Tuesday, May 8, 2012

Brooks on de Botton (Who's on top?)

A little while ago in a review in the NY Times called "Without Gods: Alain de Botton's Religion for Atheists", David Brooks discusses some of the various suggestions that de Botton has for trying to incorporate some of the religious practices that are so effective at giving people as sense of community and helping them to make sense of their lives. De Botton's recognition that much of what has traditionally been important (and compelling to people) about religion are its practices, its social and communal character, and the sense of meaning, order and purpose that people derive from it is an important one. This recognition allows de Botton to position himself against other high-profile contemporary atheists (the "Gnu atheists" as PZ Myers would say) like Richard Dawkins who tend to see nothing of value in religion whatsoever and call for its wholesale elimination.

Given my Hegelian background, wherein talk of religion and God is seen as mis-descriptions of the nature of human sociality and communal life, I find the basics of this kind of position quite attractive. This is not to say that I  think that what Dawkins et al. say about religion is false, because I do agree with them. As propositions expected to reflect empirically verifiable claims about the world and about some being called God, religion really doesn't have much of a leg to stand on. This includes, I think, cosmological arguments about the origin of matter, the big bang, and whatnot, which merely "fill in the gaps" with unbridled speculation, and certainly don't justify any talk of a deity that would recognizable from any religious tradition I know of; after all, why must the ability to create all things also entail any kind of moral goodness? You could just as easily get a Chthulu or Yog-Sothoth as a Kronos as a Jehovah...

So, I am not disagreeing with the deconstruction and debunking of many of the crazy and obviously untrue claims that Dawkins carries out; I do think it is important to make explicit some of the crazy things that are actually implicated in what people claim to believe. However, and this is where Brooks and de Botton's ideas come in, sometimes the important thing about religion is not the specific content of someone's beliefs, especially not as they can be rendered as propositions or claims, but rather it is about lived experiences and the overall sense of meaning and community that they provide. A religion is not just a set of beliefs, it is a particular kind of institution, and like all institutions it serves to mediate between other people, ideas, institutions, etc. Belief is not absent here, religions can only do this work of mediation properly when we participate in them and believe in them, but (and this is what I think Dawkins does not pay enough attention to) the belief involved is not purely intellectual and is often resistant to intellectual suasion.

This is one thing that de Botton seems to get right in his recognition of why "Religion for Atheists" might be something to consider, namely that we do need to maintain and further develop the institutions that give human life a common and stabilizing ground  (Hegelian sittlichkeit). Furthermore, if we are to criticize religion then we do need to be aware of this institutional level and to address it as well as the more intellectual propositional level of the debate, or else risk missing the point altogether.

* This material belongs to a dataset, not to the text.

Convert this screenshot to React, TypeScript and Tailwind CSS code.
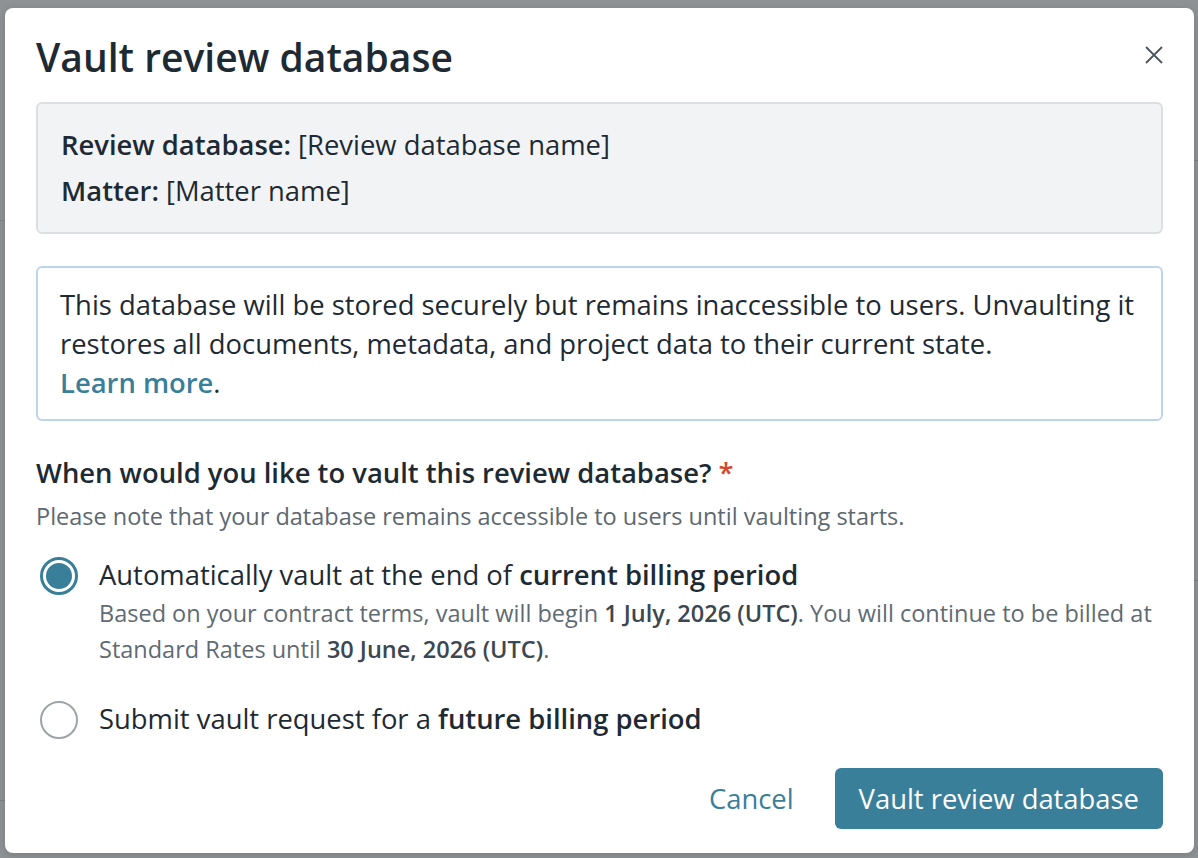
import { useState } from 'react'

type VaultOption = {
    id: string
    label: React.ReactNode
    detail?: React.ReactNode
}

function Radio({ checked }: { checked: boolean }) {
    if (checked) {
        return (
            <span className="flex h-[38px] w-[38px] shrink-0 items-center justify-center rounded-full border-[3px] border-[#3a7f9a] bg-white">
                <span className="h-[26px] w-[26px] rounded-full bg-[#3a7f9a]" />
            </span>
        )
    }
    return <span className="block h-[38px] w-[38px] shrink-0 rounded-full border-2 border-[#9ea3a7] bg-white" />
}

export default function App() {
    const [choice, setChoice] = useState('current')

    const options: VaultOption[] = [
        {
            id: 'current',
            label: (
                <>
                    Automatically vault at the end of <b className="font-semibold">current billing period</b>
                </>
            ),
            detail: (
                <>
                    Based on your contract terms, vault will begin{' '}
                    <b className="font-semibold text-[#3c4750]">1 July, 2026 (UTC)</b>. You will continue to be billed at
                    Standard Rates until <b className="font-semibold text-[#3c4750]">30 June, 2026 (UTC)</b>.
                </>
            ),
        },
        {
            id: 'future',
            label: (
                <>
                    Submit vault request for a <b className="font-semibold">future billing period</b>
                </>
            ),
        },
    ]

    return (
        <div
            className="relative h-[858px] w-[1198px] overflow-hidden bg-[#8f9295] pt-[8px] pl-[5px] pr-[4px] text-[#1e2a33]"
            style={{ fontFamily: '"Open Sans", "Noto Sans", sans-serif' }}>
            {/* page behind the overlay */}
            <div className="absolute right-0 top-[160px] h-px w-[4px] bg-[#7d8184]" />
            <div className="absolute right-0 top-[580px] h-px w-[4px] bg-[#7d8184]" />
            <div className="absolute left-0 top-[220px] h-px w-[5px] bg-[#7d8184]" />
            <div className="absolute left-0 top-[800px] h-px w-[5px] bg-[#7d8184]" />

            {/* dialog */}
            <div className="relative h-[845px] rounded-lg bg-white px-[31px] pt-[24px] shadow-[0_2px_8px_rgba(0,0,0,0.15)]">
                <h1 className="text-[39px] font-semibold leading-[50px]">Vault review database</h1>
                <button type="button" className="absolute right-[30px] top-[37px] text-[#4b555c]">
                    <svg width="20" height="20" viewBox="0 0 20 20" fill="none" stroke="currentColor" strokeWidth="1.8">
                        <path d="M2 2 L18 18 M18 2 L2 18" />
                    </svg>
                </button>

                <div className="mt-[20px] rounded-md border-2 border-[#dcdfe2] bg-[#f2f3f5] px-[23px] py-[18px] text-[27.4px] leading-[46px]">
                    <p>
                        <span className="font-semibold">Review database:</span> [Review database name]
                    </p>
                    <p>
                        <span className="font-semibold">Matter:</span> [Matter name]
                    </p>
                </div>

                <div className="mt-[32px] rounded-md border-2 border-[#bcd3f1] px-[22px] py-[17px] text-[27.4px] leading-[39px]">
                    This database will be stored securely but remains inaccessible to users. Unvaulting it restores all
                    documents, metadata, and project data to their current state.{' '}
                    <br />
                    <a href="#" className="font-semibold text-[#3a7f9a]">
                        Learn more
                    </a>
                    .
                </div>

                <h2 className="mt-[34px] text-[27.4px] font-semibold leading-[36px]">
                    When would you like to vault this review database? <span className="text-[#d3472a]">*</span>
                </h2>
                <p className="mt-[9px] text-[23.5px] leading-[32px] text-[#5d6870]">
                    Please note that your database remains accessible to users until vaulting starts.
                </p>

                <div className="mt-[24px] flex flex-col gap-[33px]">
                    {options.map(option => (
                        <label key={option.id} className="flex cursor-pointer gap-[21px]" onClick={() => setChoice(option.id)}>
                            <span className="pl-[4px] pt-[1px]">
                                <Radio checked={choice === option.id} />
                            </span>
                            <span className="flex flex-col">
                                <span className="text-[27.4px] leading-[38px]">{option.label}</span>
                                {option.detail && (
                                    <span className="mt-[1px] text-[23.5px] leading-[36px] text-[#5f6b73]">{option.detail}</span>
                                )}
                            </span>
                        </label>
                    ))}
                </div>

                <div className="mt-[29px] flex items-center justify-end gap-[41px]">
                    <button type="button" className="text-[27.4px] text-[#3a7f9a]">
                        Cancel
                    </button>
                    <button type="button" className="h-[61px] rounded-md bg-[#3a7f9a] px-[24px] text-[27.4px] text-white">
                        Vault review database
                    </button>
                </div>
            </div>
        </div>
    )
}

But, as Brooks acknowledges, there is also something profoundly disingenuous about the idea of "religion for atheists" that is signaled in the contradiction in the very title. De Botton's suggestions about self-consciously inventing new rituals to take the place of religion seem as though they are destined to mostly fall afoul of the corrosive effects of self-consciousness. After all, as I mentioned, one of the important things about the institutions like religion is that they require our belief in them in order to truly function: if we don't genuinely believe in the institution then our ability to fully participate in it and benefit from it will be limited. This is particularly so in terms of deriving any sense of self, purpose, or meaning to one's life. The kind of self-identification and belief necessary to make such rituals effective seems destined to conflict with the critical self-consciousness that atheists tend to bring to the issue of religion. It seems like any "religion for atheists" would end up having to sacrifice one of those terms, and either be too ironic or self-conscious to be religious or too dogmatic to be atheistic.

This problem is a thoroughly modern one, and is intrinsically connected  to the rise of individualism, which made the critique of religion possible, but in so doing also disrupted much of the relation between the individual and any social institutions. Brooks comments on the difference that this individualism makes by comparing the writings of some founding figures of religion like Augustine to de Botton:
These writers don’t coolly shop for personal growth experiences like someone at the spiritual mall. They find themselves enmeshed in paradoxes of a richness unimaginable before they became entangled in them — that understanding comes after love, that one achieves fullness by surrendering self, that as you approach wisdom you are swept by a sensation that you have been suppressing all along, and all you need do is release....There’s something at stake in these accounts, a person’s whole destiny and soul. The process de Botton is recommending is more like going on one of those self-improving vacations. If all his advice were faithfully followed, we’d be a collection of autonomous individuals seeking a string of vaguely uplifting experiences that might perhaps leave a sediment of some sort of spiritual improvement.

Despite recognizing the important matters at stake in this issue of religious institutions, de Botton's "solutions" fail because he misconceives of the relation between individual and institutions. de Botton treats individuals in a typically modern fashion as if they originally exist outside of institutions and have to find some way to get into them, which in turn automatically estranges the two and cuts off any potential for a real relation between them.